IF logic-expression THEN expression-2 $\ms {[}$ ELSE expression-3 $\ms {]}$

The IF-THEN/ELSE expression evaluates the logical expression logic-expression and returns the result of evaluating the second or third operand expression according to the logical test result. If the logic-expression is true (non­zero and non­missing), then the result of evaluating expression-2 is returned. If the logic-expression is false (zero or missing), then the result of evaluating expression-3 is returned. The other subexpression that is not selected is not evaluated.

An ELSE clause is matched during parsing with the nearest IF-THEN clause that does not have a matching ELSE. The ELSE clause can be omitted for numeric expressions; the resulting IF-THEN is handled as if a default ELSE 0 clause were supplied.

Use the IF-THEN/ELSE expression to handle special cases in models. For example, an inventory model based on discrete time periods might require special handling for the first or last period. In the following example the initial inventory for the first period is assumed to be fixed:

   proc optmodel;
      number T;
      var inv{1..T}, order{1..T};
      number sell{1..T};
      number inv0;
      . . .
      /* balance inventory flow */
      con iflow{i in 1..T}: 
          inv[i] = order[i] - sell[i] +
          if i=1 then inv0 else inv[i-1];
      . . .

The IF-THEN/ELSE expression in the example models the initial inventory for a time period $i$. Usually the inventory value is the inventory at the end of the previous period, but for the first time period the inventory value is given by the inv0 parameter. The iflow constraints are linear because the IF-THEN/ELSE test subexpression does not depend on variables and the other subexpressions are linear.
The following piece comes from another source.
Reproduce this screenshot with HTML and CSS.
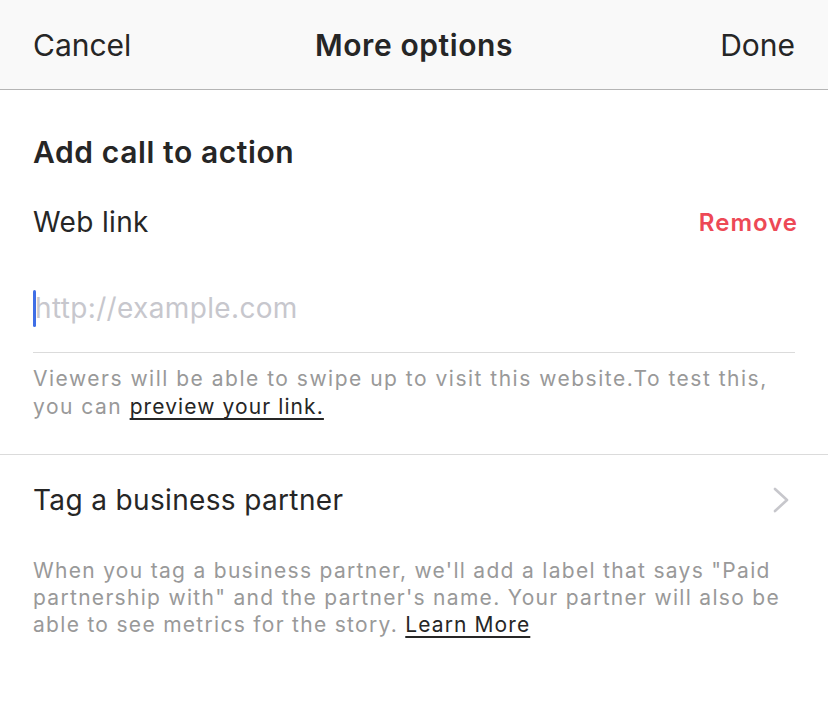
FILE: index.html
```html
<!DOCTYPE html>
<html lang="en">
<head>
<meta charset="utf-8">
<title>More options</title>
<link rel="stylesheet" href="styles.css">
</head>
<body>
<header class="nav">
  <span class="nav-btn nav-left">Cancel</span>
  <span class="nav-title">More options</span>
  <span class="nav-btn nav-right">Done</span>
</header>
<main>
  <section class="cta">
    <h2 class="cta-title">Add call to action</h2>
    <div class="row-head">
      <span class="label">Web link</span>
      <span class="remove">Remove</span>
    </div>
    <div class="field">
      <span class="caret"></span>
      <span class="placeholder">http://example.com</span>
    </div>
    <p class="help">Viewers will be able to swipe up to visit this website.To test this, you can <span class="link">preview your link.</span></p>
  </section>
  <section class="partner">
    <div class="partner-row">
      <span class="label">Tag a business partner</span>
      <svg class="chev" width="18" height="28" viewBox="0 0 18 28"><polyline points="3,3 15,14 3,25" fill="none" stroke="#c7c7cc" stroke-width="2.6" stroke-linecap="round" stroke-linejoin="round"/></svg>
    </div>
    <p class="help help-partner">When you tag a business partner, we'll add a label that says "Paid partnership with" and the partner's name. Your partner will also be able to see metrics for the story. <span class="link">Learn More</span></p>
  </section>
</main>
</body>
</html>
```
FILE: styles.css
```css
* { box-sizing: border-box; }
html, body { margin: 0; padding: 0; background: #ffffff; }
body {
  font-family: Inter, "Liberation Sans", Arial, sans-serif;
  color: #262626;
  width: 828px;
  height: 711px;
  overflow: hidden;
}
.nav {
  height: 90px;
  background: #f9f9f9;
  border-bottom: 1px solid #b5b5b5;
  display: grid;
  grid-template-columns: 1fr auto 1fr;
  align-items: center;
  padding: 0 33px;
  font-size: 30px;
}
.nav-left { justify-self: start; }
.nav-right { justify-self: end; }
.nav-title { font-weight: 600; letter-spacing: 0.6px; }
.cta { padding: 0 33px; }
.cta-title {
  margin: 44px 0 0;
  font-size: 30px;
  line-height: 36px;
  font-weight: 600;
  letter-spacing: 0.6px;
}
.row-head {
  margin-top: 34px;
  display: flex;
  justify-content: space-between;
  align-items: center;
}
.label { font-size: 28px; line-height: 36px; letter-spacing: 0.35px; }
.remove {
  font-size: 24px;
  font-weight: 600;
  letter-spacing: 1px;
  color: #ed4956;
  margin-right: -3px;
}
.field {
  display: flex;
  align-items: center;
  padding: 50px 0 25px;
  border-bottom: 1px solid #dbdbdb;
}
.caret {
  width: 3px;
  height: 37px;
  background: #3f6ee6;
  border-radius: 2px;
}
.placeholder {
  font-size: 28px;
  line-height: 37px;
  letter-spacing: 0.35px;
  color: #c7c7cd;
  margin-left: -1px;
}
.help {
  margin: 12px 0 0;
  font-size: 21px;
  line-height: 28px;
  letter-spacing: 1.5px;
  color: #999999;
  padding-bottom: 33px;
}
.link {
  color: #262626;
  letter-spacing: 1.1px;
  text-decoration: underline;
  text-decoration-thickness: 2px;
  text-underline-offset: 4px;
}
.partner { border-top: 1px solid #dbdbdb; padding: 0 33px; }
.partner-row {
  margin-top: 27px;
  display: flex;
  justify-content: space-between;
  align-items: center;
}
.chev { margin-right: 5px; }
.help-partner { margin-top: 39px; padding-bottom: 0; line-height: 27px; letter-spacing: 1.3px; }
```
IF-THEN/ELSE can be used as either a set expression or a scalar expression. The type of expression depends on the subexpression between the THEN and ELSE keywords. The type used affects the parsing of the subexpression that follows the ELSE keyword because the set form has a lower operator precedence. For example, the following two expressions are equivalent because the numeric IF-THEN/ELSE has a higher precedence than the range operator (..):

   IF logic THEN 1 ELSE 2 .. 3

   (IF logic THEN 1 ELSE 2) .. 3

But the set form of IF-THEN/ELSE has lower precedence than the range expression operator. So the following two expressions are equivalent:

   IF logic THEN 1 .. 2 ELSE 3 .. 4

   IF logic THEN (1 .. 2) ELSE (3 .. 4)

The IF-THEN and IF-THEN/ELSE operators always have higher precedence than the logic operators. So, for example, the following two expressions are equivalent:

   IF logic THEN numeric1 < numeric2

   (IF logic THEN numeric1) < numeric2

It is best to use parentheses when in doubt about precedence.